What is particularly interesting here is that thoughts, themselves, are not traits to be inherited. Yet, somehow, even in thoughts, humans gravitate to certain commonalities. This isn't unique to stories, either. In maths and sciences, we often here about the origins of definitions and theorems from where our respective cultures wish us to think they originated from, but the truth is that many societies of humans came to the same conclusions based on observations from disparate parts of the world. What makes that example a little easier to digest is that maths and sciences are sort of a language in and of themselves. Our numbers may be in different languages, but we still all understand 2 + 2 in base 10 is 4. Stories, though, now that gets interesting. These are completely cultural, yet from community to community we find astounding similarities. It's almost as if humans recognize that there are key ways to encourage thought and care around certain topics based on local customs. The communities that told stories around the same archetypes may have held very similar values, and realized that stories told in a way that embraced those customs would take a much faster, more meaningful hold on the society at large. Especially when humans were still developing themselves, not everyone was literate or educated, but all needed to know enough to care and do well enough to survive. Well, these stories helped accomplish that. On our way to a greater understanding of the world around us, our ancestors built a bridge to foster an advocacy for nature that brought us to the success we as a species experience today. A Bridge to Understanding
That phrase is probably a key way to view this little journey we just went through together. It's not that these stories replaced building the knowledge needed to understand the complex topics that our world is built upon. They are realizations that the topics are complex and, where humanity was at the time, did not have the capacity or educational infrastructure to spread that knowledge to everyone. Instead, while these stories could be loosely true to flat out wrong, they instilled a sense of care (or of fear which encouraged people to care as to not anger the Earth). People paid attention to the world around them, making observations about changes in the environment. While they ascribed these changes to a deity expressing an emotion, it effectively turned humanity into a massive set of citizen scientists. Everyone was observationally astute to changes in their environment and recognized changes that foretold good things ahead.

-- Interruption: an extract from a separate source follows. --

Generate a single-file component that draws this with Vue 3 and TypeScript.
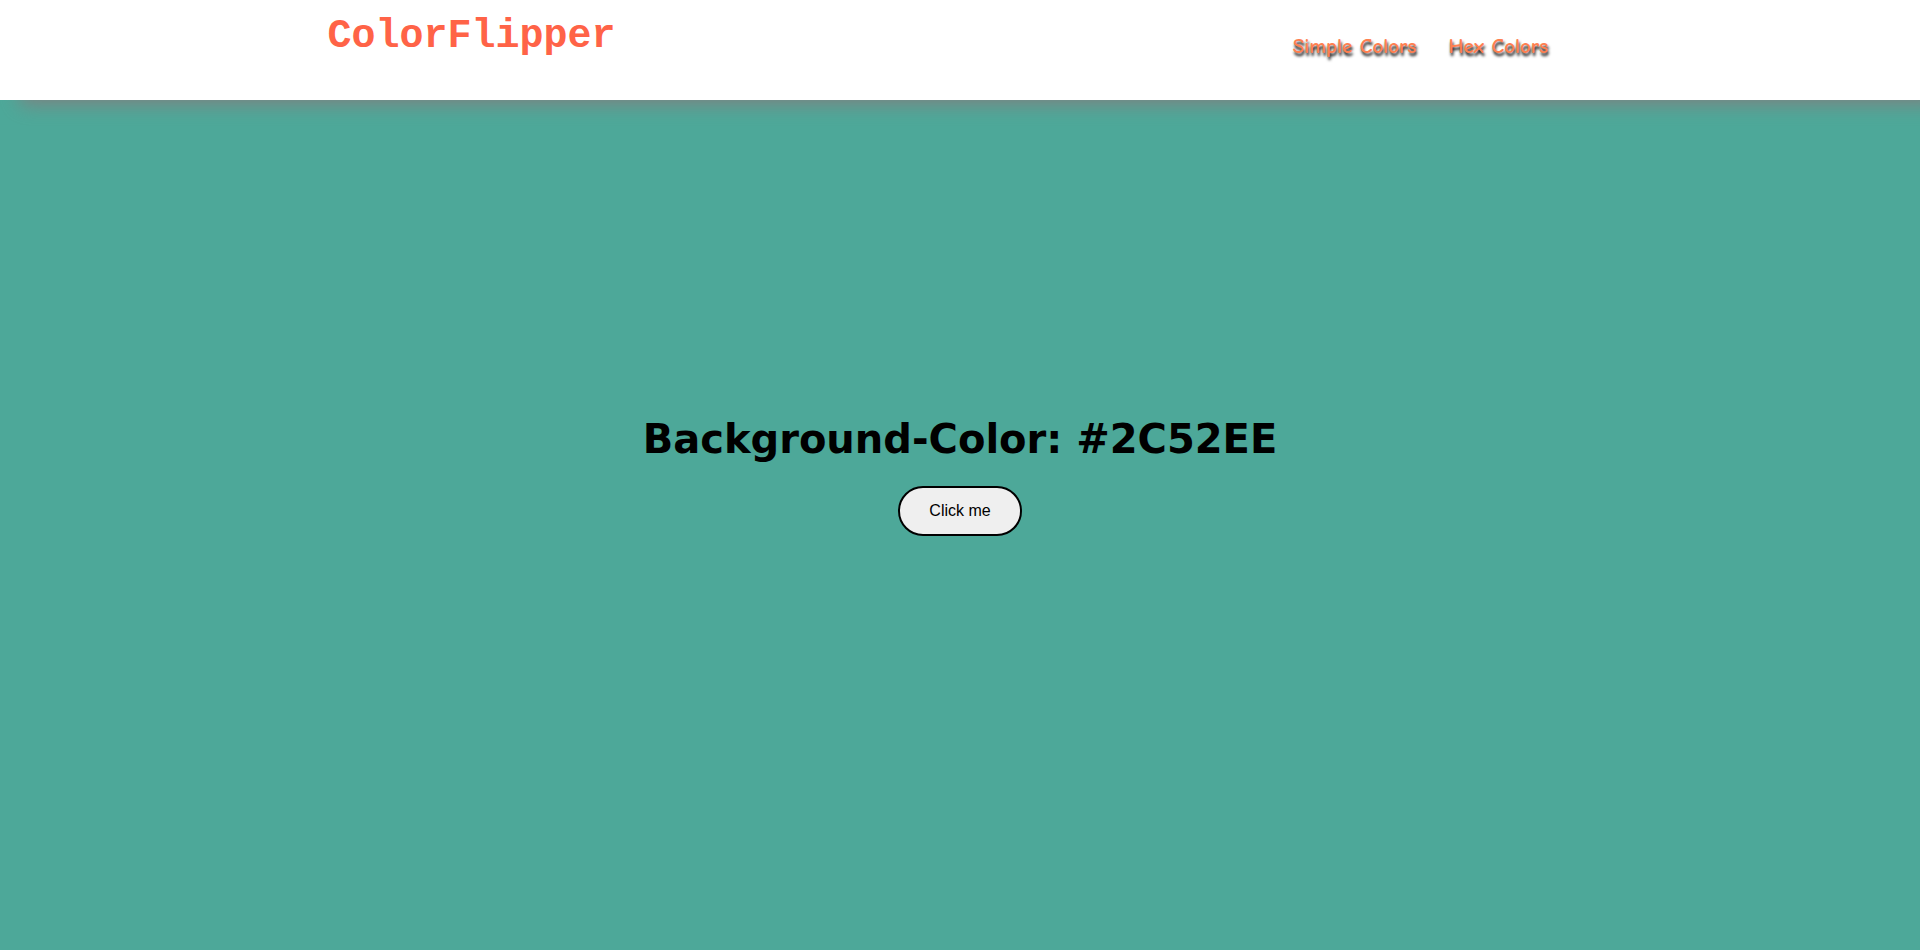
<script setup lang="ts">
import { ref } from 'vue'

const colorName = ref('#2C52EE')
const background = ref('#4da899')

function flip(): void {
  const value = Math.floor(Math.random() * 0x1000000)
  colorName.value = '#' + value.toString(16).toUpperCase().padStart(6, '0')
  background.value = colorName.value
}
</script>

<template>
  <div class="page" :style="{ backgroundColor: background }">
    <header class="bar">
      <h1 class="logo">ColorFlipper</h1>
      <nav class="links">
        <a href="#simple">Simple Colors</a>
        <a href="#hex">Hex Colors</a>
      </nav>
    </header>
    <main class="content">
      <h2 class="title">Background-Color: {{ colorName }}</h2>
      <button class="flip" type="button" @click="flip">Click me</button>
    </main>
  </div>
</template>

<style>
body {
  margin: 0;
}
</style>

<style scoped>
.page {
  min-height: 100vh;
  display: flex;
  flex-direction: column;
  overflow: hidden;
}
.bar {
  box-sizing: border-box;
  height: 100px;
  padding: 0 19% 0 17%;
  display: flex;
  justify-content: space-between;
  align-items: flex-start;
  background: #fff;
  box-shadow: 20px 4px 18px grey;
}
.logo {
  margin: 14px 0 0 1px;
  font: bold 40px/45px "Liberation Mono", monospace;
  color: tomato;
}
.links {
  display: flex;
  gap: 32px;
  padding: 32px 7px 0 0;
}
.links a {
  font: bold 21px/28px "Comic Sans MS", "Comic Neue", cursive;
  color: coral;
  text-decoration: none;
  text-shadow: 1px 3px 3px #000;
}
.content {
  flex: 1;
  display: flex;
  flex-direction: column;
  align-items: center;
  padding-top: 313px;
}
.title {
  margin: 0;
  font: bold 40px/52px "DejaVu Sans", Verdana, sans-serif;
  color: #000;
}
.flip {
  margin-top: 21px;
  padding: 14px 29px;
  border: 2px solid #000;
  border-radius: 25px;
  background: #efefef;
  color: #000;
  font: 16px/18px "Liberation Sans", Arial, sans-serif;
}
</style>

What is curious is that today we have a much more facts-driven approach to our planet. This is a wonderful and necessary thing, but the conveyance of those facts is remarkably distilled to pure numbers and quotes. Humans, over time, have learned enough to recognize how smart they've become. They can see numbers and know why it rains and predict a date range a volcano may erupt. We probably have apps which further distill that information to charts and infographics that seemingly tell us everything we need to know. What is crazy about how far we've come in understanding our planet can be summed up kind of nicely... We haven't come that far at all. With every major thing that humans do to change how we interact with the planet, we change how the planet works. We may not think we have the power to change such a grand system as the Earth, but we do. Even if the way we change the planet to accommodate our species is a direct result of an deep understanding of one small aspect of our planet, there are two things to consider: that part is infinitesimally small and, in the process of changing it, we altered the planet in a way that fundamentally changes our understanding again. It's a weird reality to face knowing how much we know these days, that we still know astoundingly little about the planet. It's to this point that I find a certain importance in stories. While not as easily digestible as charts and numbers, they describe an experience that can be missed on a graph. It's the stories that reveal how little we actually know and how much we're still learning. We always see the results of the things we're looking to know, but we don't see the infinite other things that we didn't learn or missed along the way. We still, in many ways, need a bridge to understanding and realize that while we have come a long way, we by no means know it all. And the cool and terrifying thing about our home is that we never truly will.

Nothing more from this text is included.